Elogiado pelo mandatário e bem cotado com os jogadores, Dalic foi aproveitando as brechas rumo ao sucesso improvável. A campanha nos amistosos de preparação não foi lá essas coisas. Derrotas para Peru e Brasil (ambos 2 a 0) e triunfos magérrimos em cima de México (1 a 0) e Senegal (2 a 1). Nada que entusiasmasse. Mas Dalic tinha a base formada: em quase todos os jogos ele escalou os mesmos dez titulares, e a mudança variava em torno de apenas três nomes (Brozovic, Kramaric e Mandzukic, pois Kramaric tanto pode entrar na vaga de Brozovic ou Mandzukic).
Entrosado, com o time definido, a Croácia fez uma fase de grupos impecável, com três vitórias, incluindo o 3 a 0 na Argentina. Depois, nas oitavas e nas quartas, empates e vitórias nos pênaltis contra Dinamarca e a anfitriã Rússia com o mesmo drama nos dois duelos: o time saindo atrás no tempo normal; atrás nos penais; com o astro Modric batendo mal, mas convertendo; e Rakitic cobrando a penalidade da vitória. Neste último jogo, contra os russos, Zlatko foi aos prantos.
- Não sou de chorar, mas não tive como não sair de mim depois de uma decisão como aquela contra a Rússia. Chorei por uma boa causa – disse, provavelmente vendo o filme de sua vida passar e sabendo que ele, um patinho feio, estava virando um príncipe nesta Copa.

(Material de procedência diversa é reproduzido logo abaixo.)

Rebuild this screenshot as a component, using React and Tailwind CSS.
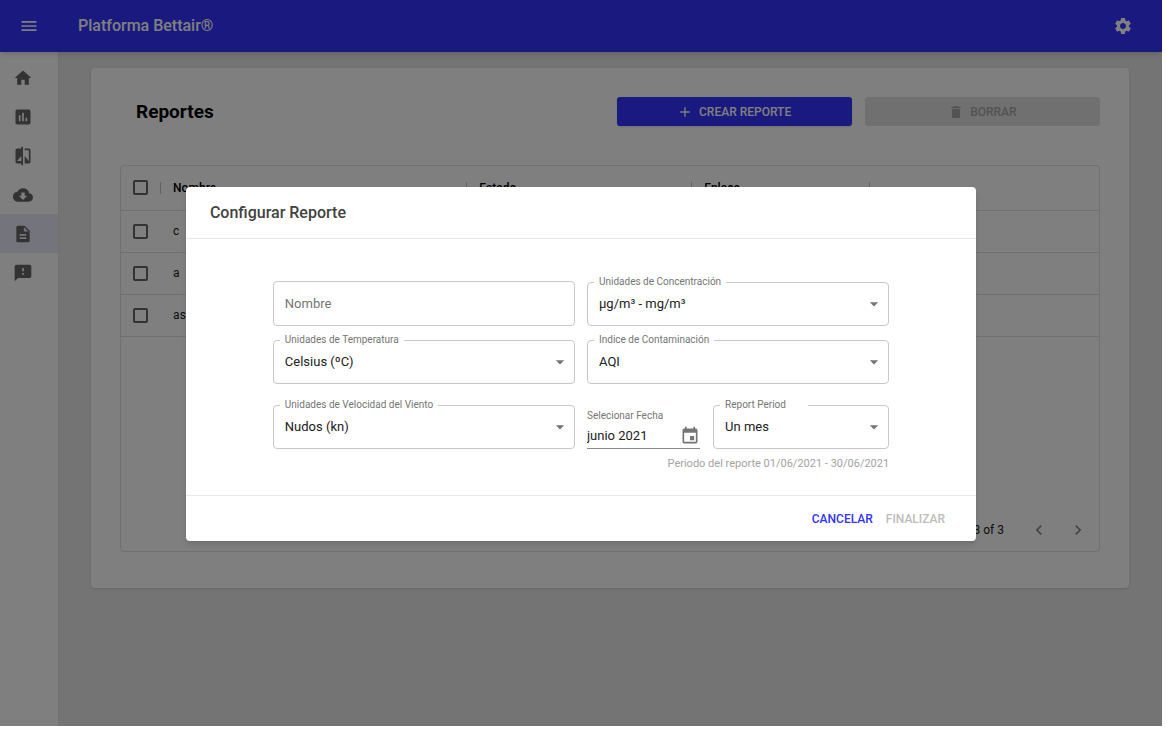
import { useState } from 'react';
import {
  MdAdd,
  MdArrowDropDown,
  MdAssessment,
  MdChevronLeft,
  MdChevronRight,
  MdCloudDownload,
  MdCompare,
  MdDelete,
  MdDescription,
  MdEvent,
  MdFeedback,
  MdHome,
  MdMenu,
  MdSettings
} from 'react-icons/md';

const menuItems = [
  { id: 'inicio', label: 'Inicio', Icon: MdHome },
  { id: 'graficas', label: 'Gráficas', Icon: MdAssessment },
  { id: 'comparar', label: 'Comparar', Icon: MdCompare },
  { id: 'descargas', label: 'Descargas', Icon: MdCloudDownload },
  { id: 'reportes', label: 'Reportes', Icon: MdDescription },
  { id: 'avisos', label: 'Avisos', Icon: MdFeedback }
];

const reportes = ['c', 'a', 'as'];

const Checkbox = ({ label }) => (
  <input
    type="checkbox"
    aria-label={label}
    className="block w-[15px] h-[15px] ml-3 appearance-none border-2 border-[#666666] rounded-xs checked:bg-[#3333ff]"
  />
);

const HeaderCell = ({ children, className }) => (
  <th className={`p-0 text-left font-medium ${className}`}>
    <div className="h-3 border-l border-[#c4c4c4] pl-3 flex items-center">{children}</div>
  </th>
);

const SelectField = ({ id, label, options, legendClass = 'pr-[5px]' }) => (
  <fieldset className="relative min-w-0 h-[49px] border border-[#c8c8c8] rounded">
    <legend className={`ml-[6px] pl-[5px] text-[10px] leading-[10px] text-[#757575] ${legendClass}`}>
      <label htmlFor={id}>{label}</label>
    </legend>
    <select
      id={id}
      className="block w-full h-[34px] pl-[11px] pr-8 appearance-none bg-transparent text-[13px] text-[#212121] outline-none"
    >
      {options.map((option) => (
        <option key={option}>{option}</option>
      ))}
    </select>
    <MdArrowDropDown className="absolute right-1 top-[7px] w-5 h-5 text-[#757575] pointer-events-none" />
  </fieldset>
);

const Sidebar = () => (
  <nav className="w-[59px] shrink-0 bg-white border-r border-[#e0e0e0] pt-[6px]">
    {menuItems.map(({ id, label, Icon }) => (
      <a
        key={id}
        href={`#${id}`}
        aria-label={label}
        className={`flex items-center h-[39px] pl-[13px] text-[#666666] ${id === 'reportes' ? 'bg-[#e8e8fa]' : ''}`}
      >
        <Icon className="w-5 h-5" />
      </a>
    ))}
  </nav>
);

const ReportTable = () => (
  <div className="flex flex-col h-[387px] mt-[39px] border border-[#e0e0e0] rounded text-[12px] text-[#212121]">
    <table className="w-full table-fixed border-collapse">
      <thead>
        <tr className="h-11 border-b border-[#e0e0e0] text-black">
          <th className="w-[4%] p-0"><Checkbox label="Seleccionar todos" /></th>
          <HeaderCell className="w-[31.3%]">Nombre</HeaderCell>
          <HeaderCell className="w-[23%]">Estado</HeaderCell>
          <HeaderCell className="w-[18.2%]">Enlace</HeaderCell>
          <HeaderCell />
        </tr>
      </thead>
      <tbody>
        {reportes.map((nombre) => (
          <tr key={nombre} className="h-[42px] border-b border-[#e0e0e0]">
            <td className="p-0"><Checkbox label={`Seleccionar ${nombre}`} /></td>
            <td className="p-0 pl-[13px]">{nombre}</td>
            <td />
            <td />
            <td />
          </tr>
        ))}
      </tbody>
    </table>
    <div className="flex items-center justify-end h-[42px] mt-auto pr-[11px]">
      <span className="mr-[25px]">1-3 of 3</span>
      <button type="button" aria-label="Página anterior" className="mr-[19px] text-[#8a8a8a]">
        <MdChevronLeft className="w-5 h-5" />
      </button>
      <button type="button" aria-label="Página siguiente" className="text-[#8a8a8a]">
        <MdChevronRight className="w-5 h-5" />
      </button>
    </div>
  </div>
);

const ReportDialog = () => {
  const [nombre, setNombre] = useState('');
  const [fecha, setFecha] = useState('junio 2021');

  return (
    <div className="absolute inset-0 z-10 flex items-center justify-center pt-[2px] bg-black/50">
      <form
        role="dialog"
        aria-labelledby="dialog-title"
        onSubmit={(e) => e.preventDefault()}
        className="w-[68%] bg-white rounded shadow-md"
      >
        <h2 id="dialog-title" className="px-6 pt-[14px] pb-[13px] text-[16px] leading-6 font-medium text-[#424242] border-b border-[#e8e8e8]">
          Configurar Reporte
        </h2>

        <div className="px-[11%] pt-[38px] pb-[23px]">
          <div className="grid grid-cols-2 gap-x-3 gap-y-[9px]">
            <div className="pt-1">
              <input
                type="text"
                aria-label="Nombre"
                placeholder="Nombre"
                value={nombre}
                onChange={(e) => setNombre(e.target.value)}
                className="block w-full h-[45px] px-[11px] border border-[#c8c8c8] rounded text-[13px] placeholder:text-[#757575] outline-none"
              />
            </div>
            <SelectField id="concentracion" label="Unidades de Concentración" options={['µg/m³ - mg/m³', 'ppb - ppm']} />
            <SelectField id="temperatura" label="Unidades de Temperatura" options={['Celsius (ºC)', 'Fahrenheit (ºF)']} />
            <SelectField id="indice" label="Indice de Contaminación" options={['AQI', 'CAQI']} />
          </div>

          <div className="grid grid-cols-2 gap-x-3 mt-4">
            <SelectField id="viento" label="Unidades de Velocidad del Viento" options={['Nudos (kn)', 'm/s']} />
            <div className="flex gap-[13px]">
              <div className="flex-[113] min-w-0 pt-[11px]">
                <label htmlFor="fecha" className="block text-[10px] leading-[10px] text-[#757575]">
                  Selecionar Fecha
                </label>
                <div className="flex items-center justify-between h-7 pt-[3px] border-b border-[#8a8a8a]">
                  <input
                    id="fecha"
                    type="text"
                    value={fecha}
                    onChange={(e) => setFecha(e.target.value)}
                    className="min-w-0 w-20 text-[13px] text-[#212121] outline-none"
                  />
                  <button type="button" aria-label="Abrir calendario" className="text-[#757575]">
                    <MdEvent className="w-5 h-5" />
                  </button>
                </div>
              </div>
              <div className="flex-[176] min-w-0">
                <SelectField id="periodo" label="Report Period" options={['Un mes', 'Una semana']} legendClass="pr-[22px]" />
              </div>
            </div>
          </div>
          <p className="mt-[7px] text-[11px] leading-4 text-right text-[#a3a3a3]">
            Periodo del reporte 01/06/2021 - 30/06/2021
          </p>
        </div>

        <div className="flex items-center justify-end gap-[13px] h-[46px] pr-[31px] border-t border-[#e8e8e8] text-[12px] font-medium">
          <button type="button" className="text-[#3333ff]">CANCELAR</button>
          <button type="submit" disabled className="text-[#bdbdbd]">FINALIZAR</button>
        </div>
      </form>
    </div>
  );
};

export default function App() {
  return (
    <div className="h-screen pr-[5px] pb-1 bg-white font-[Roboto,sans-serif]">
      <div className="relative flex flex-col h-full overflow-hidden">
        <header className="relative flex items-center h-[52px] shrink-0 pl-[19px] pr-[29px] bg-[#3333ff] text-white shadow-md">
          <button type="button" aria-label="Menú">
            <MdMenu className="w-5 h-5" />
          </button>
          <h1 className="ml-[39px] text-[16px] font-medium">Platforma Bettair®</h1>
          <button type="button" aria-label="Ajustes" className="ml-auto">
            <MdSettings className="w-5 h-5" />
          </button>
        </header>

        <div className="flex flex-1 min-h-0">
          <Sidebar />
          <main className="flex-1 min-w-0 bg-[#e8e8e8] pl-8 pr-[33px] pt-4">
            <section className="p-[29px] pb-9 bg-white rounded shadow">
              <div className="grid grid-cols-2 gap-[13px] items-center">
                <h2 className="pl-4 text-[19px] leading-[29px] font-bold text-black">Reportes</h2>
                <div className="grid grid-cols-2 gap-[13px] text-[12px] font-medium">
                  <button type="button" className="flex items-center justify-center gap-[6px] h-[29px] rounded-[3px] bg-[#3333ff] text-white shadow">
                    <MdAdd className="w-4 h-4" />
                    CREAR REPORTE
                  </button>
                  <button type="button" disabled className="flex items-center justify-center gap-[6px] h-[29px] rounded-[3px] bg-[#e0e0e0] text-[#a6a6a6]">
                    <MdDelete className="w-4 h-4" />
                    BORRAR
                  </button>
                </div>
              </div>
              <ReportTable />
            </section>
          </main>
        </div>

        <ReportDialog />
      </div>
    </div>
  );
}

E agora, nesta quarta-feira, o time de Zlatko busca uma vaga na final.
- Já estamos prontos para a batalha contra a Inglaterra. Não vamos querer parar aqui depois de irmos tão longe. Estamos dando tudo de nós e acredito no meu time – disse Zlatko Dalic, ciente de que, depois de 30 anos de uma vida esportiva sem grandes conquistas, ter chegado até uma semifinal de Copa já significa muito para o seu currículo e o coloca alguns degraus acima de onde estava até aquele dia 7 de outubro de 2016. Sabendo unir um grupo de craques, simplificando a vida e sem alterar o semblante calmo, ele aguarda que essa sua vitória pessoal fique muito maior com uma vaga na decisão e, quem sabe, um título mundial tão inesperado quanto esta história aqui contada.